THE LADY AND THE PEACOCK

The Life of Aung San Suu Kyi

by Peter Popham

Pub Date: April 1st, 2012
ISBN: 978-1-61519-064-5
Publisher: The Experiment

An inspiring biography and a rare glimpse of what Burma could have been, and could still be.

Aung San Suu Kyi, one of the world’s most famous female politicians, is unusual in that she has never held an official position of power. The daughter of Aung San, Burma’s national hero, Suu Kyi was a housewife, scholar and low-level functionary of the United Nations before her mother’s illness forced her to return to the land of her birth in the late 1980s. Thrust to the head of the nation’s protest movement, she helped found the National League for Democracy and led the party to a landslide victory at the polls.

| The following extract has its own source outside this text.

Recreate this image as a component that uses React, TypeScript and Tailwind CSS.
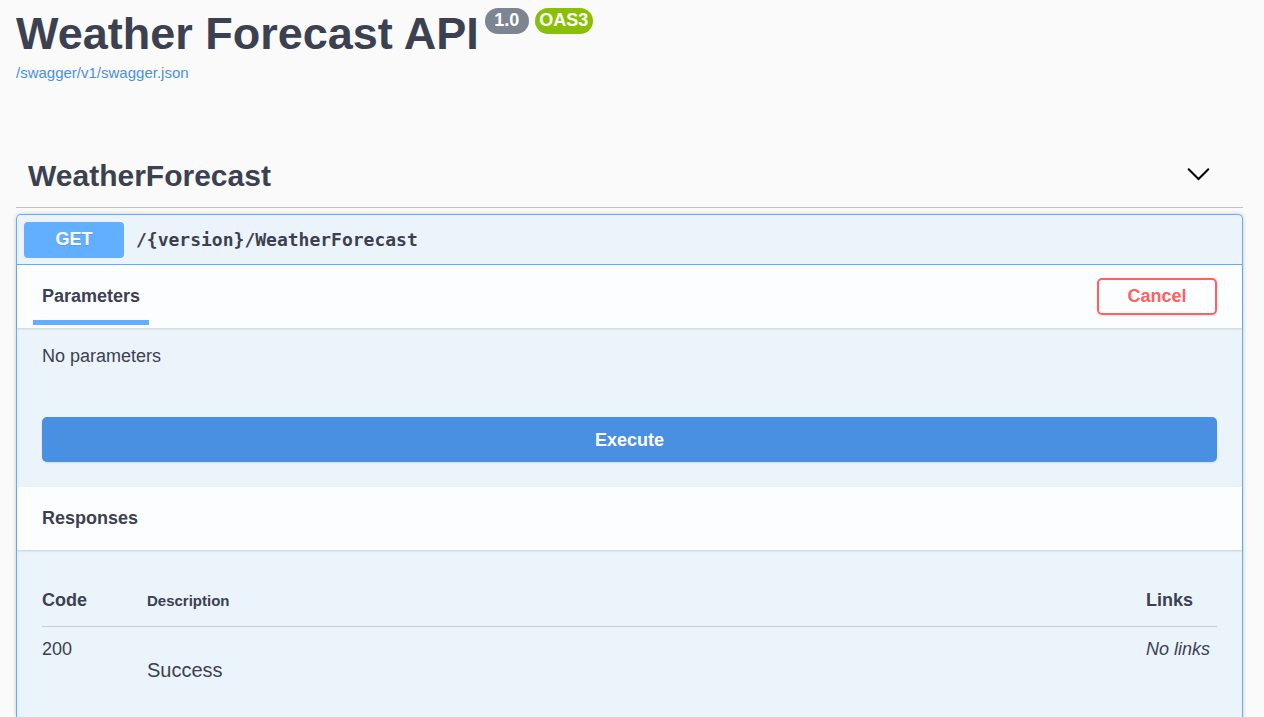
import { useState } from "react";
import type { ReactNode } from "react";

function SectionHeader({ children }: { children: ReactNode }) {
  return (
    <div className="flex h-[63px] items-center justify-between bg-[#fcfdff] px-[25px] shadow-[0_1px_2px_rgba(0,0,0,0.15)]">
      {children}
    </div>
  );
}

function Badge({ className, children }: { className: string; children: ReactNode }) {
  return (
    <span className={`flex h-[26px] items-center justify-center rounded-full pb-[2px] font-bold text-white ${className}`}>
      {children}
    </span>
  );
}

export default function App() {
  const [open, setOpen] = useState(true);

  return (
    <div className="flex min-h-screen flex-col bg-[#fafafa] pr-[21px] pl-4 font-['Liberation_Sans',Arial,sans-serif] text-[#3b4151]">
      <header className="pt-2">
        <div className="flex items-start gap-[6px]">
          <h1 className="text-[45px] leading-[52px] font-bold">Weather Forecast API</h1>
          <Badge className="w-11 bg-[#7d8492] text-lg">1.0</Badge>
          <Badge className="w-[58px] bg-[#89bf04] text-lg">OAS3</Badge>
        </div>
        <a href="/swagger/v1/swagger.json" className="mt-1 block w-fit text-[15px] leading-[18px] text-[#4990e2]">
          /swagger/v1/swagger.json
        </a>
      </header>

      <main className="mt-[62px] flex grow flex-col">
        <h2 className="border-b border-[#c0c1c2]">
          <button
            type="button"
            aria-expanded={open}
            onClick={() => setOpen(!open)}
            className="flex h-[63px] w-full items-center justify-between pr-[33px] pl-3 text-[30px] font-bold"
          >
            WeatherForecast
            <svg className="h-6 w-6" viewBox="0 0 24 24" fill="none" stroke="#000" strokeWidth="2" strokeLinecap="round" aria-hidden="true">
              <path d="M2.7 5.3 12.5 15 22.3 5.3" />
            </svg>
          </button>
        </h2>

        {open && (
          <section className="mt-[6px] flex grow flex-col rounded-t-[5px] border border-b-0 border-[#61affe] bg-[#ebf3fb] shadow-[0_0_4px_rgba(0,0,0,0.19)]">
            <div className="flex h-[50px] items-center gap-3 border-b border-[#61affe] px-[7px]">
              <span className="flex h-9 w-[100px] items-center justify-center rounded-[4px] bg-[#61affe] pb-[2px] text-lg font-bold text-white [text-shadow:0_1px_0_rgba(0,0,0,0.1)]">
                GET
              </span>
              <span className="font-['DejaVu_Sans_Mono',monospace] text-lg font-bold">/{"{version}"}/WeatherForecast</span>
            </div>

            <SectionHeader>
              <h3 className="-ml-[9px] flex h-full flex-col justify-end pb-[3px]">
                <span className="border-b-5 border-[#61affe] px-[9px] pb-2 text-lg leading-8 font-bold">Parameters</span>
              </h3>
              <button
                type="button"
                className="h-[37px] w-[120px] rounded-[5px] border-2 border-[#ff6060] pb-[2px] text-lg font-bold text-[#ff6060] shadow-[0_1px_2px_rgba(0,0,0,0.1)]"
              >
                Cancel
              </button>
            </SectionHeader>

            <div className="px-[25px] pt-4 pb-[25px]">
              <p className="text-lg leading-6">No parameters</p>
              <button
                type="button"
                className="mt-[49px] h-[45px] w-full rounded-[5px] bg-[#4990e2] text-lg font-bold text-white shadow-[0_1px_2px_rgba(0,0,0,0.1)]"
              >
                Execute
              </button>
            </div>

            <SectionHeader>
              <h3 className="pb-[2px] text-lg font-bold">Responses</h3>
            </SectionHeader>

            <div className="px-[25px] pt-[25px]">
              <table className="w-full table-fixed text-left">
                <colgroup>
                  <col className="w-[105px]" />
                  <col />
                  <col className="w-[71px]" />
                </colgroup>
                <thead>
                  <tr className="border-b border-[#c4cbd9]">
                    <th className="h-[51px] text-lg font-bold">Code</th>
                    <th className="h-[51px] pt-[2px] text-[15px] font-bold">Description</th>
                    <th className="h-[51px] text-lg font-bold">Links</th>
                  </tr>
                </thead>
                <tbody>
                  <tr className="align-top">
                    <td className="pt-[10px] text-lg leading-6">200</td>
                    <td className="pt-[31px] text-xl leading-6">Success</td>
                    <td className="pt-[10px] text-lg leading-6 whitespace-nowrap italic">No links</td>
                  </tr>
                </tbody>
              </table>
            </div>
          </section>
        )}
      </main>
    </div>
  );
}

However, the results of the election were nullified, and she has spent most of the years since under house arrest. Independent foreign correspondent Popham (Tokyo: The City at the End of the World, 1985) ably chronicles the trials and tribulations of a nation that has been imprisoned and brutalized by an avaricious, paranoid military junta, an entity that has never demonstrated the slightest hint of concern for its victims’ welfare. The picture that emerges is of a stoically determined woman of uncommon fortitude who gave up the chance to say goodbye to her dying husband in order to stay in Burma when her country needed her, and who has never considered shying away from the duty she inherited to shepherd her people to self-determination. Against the odds, she has survived assassination attempts. Finally set free in 2011, “she emerged, to the jubilation of thousands of her supporters and the relief of the world, into a new landscape where she had no role.” In the aftermath of the first, tentative loosening of the military’s death grip over the country, Suu Kyi’s next chapter remains to be written. For now, enjoy this compassionate biography of an exemplary leader.